Steve Case is leaving Time Warner AOL (well, not quite, as he remains a director) with his tail between his legs, forced out by the corporate governance police, but the truth of the matter is that persuading the media powerhouse of Time Warner to merge with American Online was one of the greatest business coups of all time – great, that is, for AOL's shareholders, an absolute disaster for Time Warner's.

It's a thin line that separates the over enthusiasm of the entrepreneur for his company and business from outright misrepresentation, and Mr Case suffered from the characteristic in spades. Mr Case is credited with bringing e-mail and the internet to the masses, but his company always was a bit of a candy floss creation, and as broadband takes hold, its structural and strategic failings are becoming ever more apparent.

Even so, the man to blame for the value destruction of the Time Warner AOL merger is not Mr Case, who struck an amazingly good deal for his shareholders, but Gerald Levin. The Time Warner chief executive naively gave away value on an heroic scale.

Not that Mr Case can be regarded as blameless. The merger was flawed not just in concept but in implementation too, and although Mr Case is to be admired for spending much of the first two years of the "integration" (if that's the right word for a merger which appears to have achieved no integration at all) nursing his sick brother, he shouldn't be surprised that shareholders are still looking for retribution.
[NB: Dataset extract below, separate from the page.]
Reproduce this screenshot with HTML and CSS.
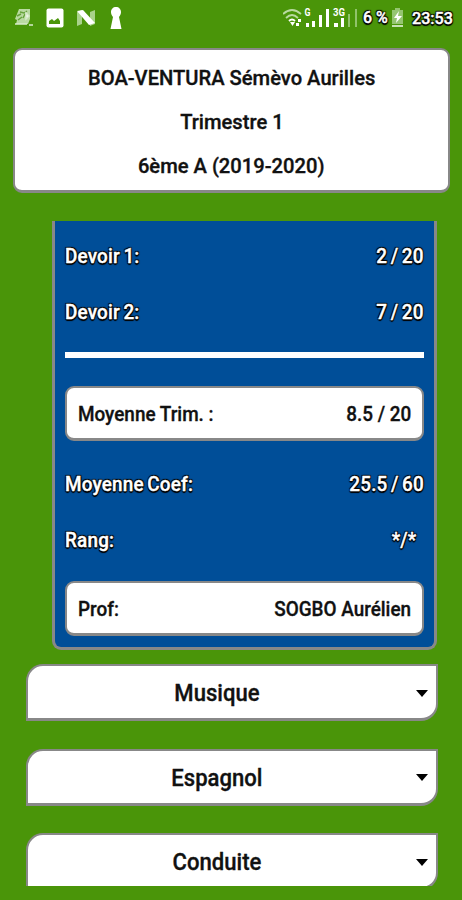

Mr Case promised he'd be chairman for 15 years when the merger was announced in altogether headier times. He still thinks that in time the merger will be judged a success. It may be a long wait. In the meantime, Mr Case can at least take comfort in the fact that he managed to cash in $100m of stock while the price was still relatively high. Other shareholders can only curse themselves for staying loyal to Mr Case's vision.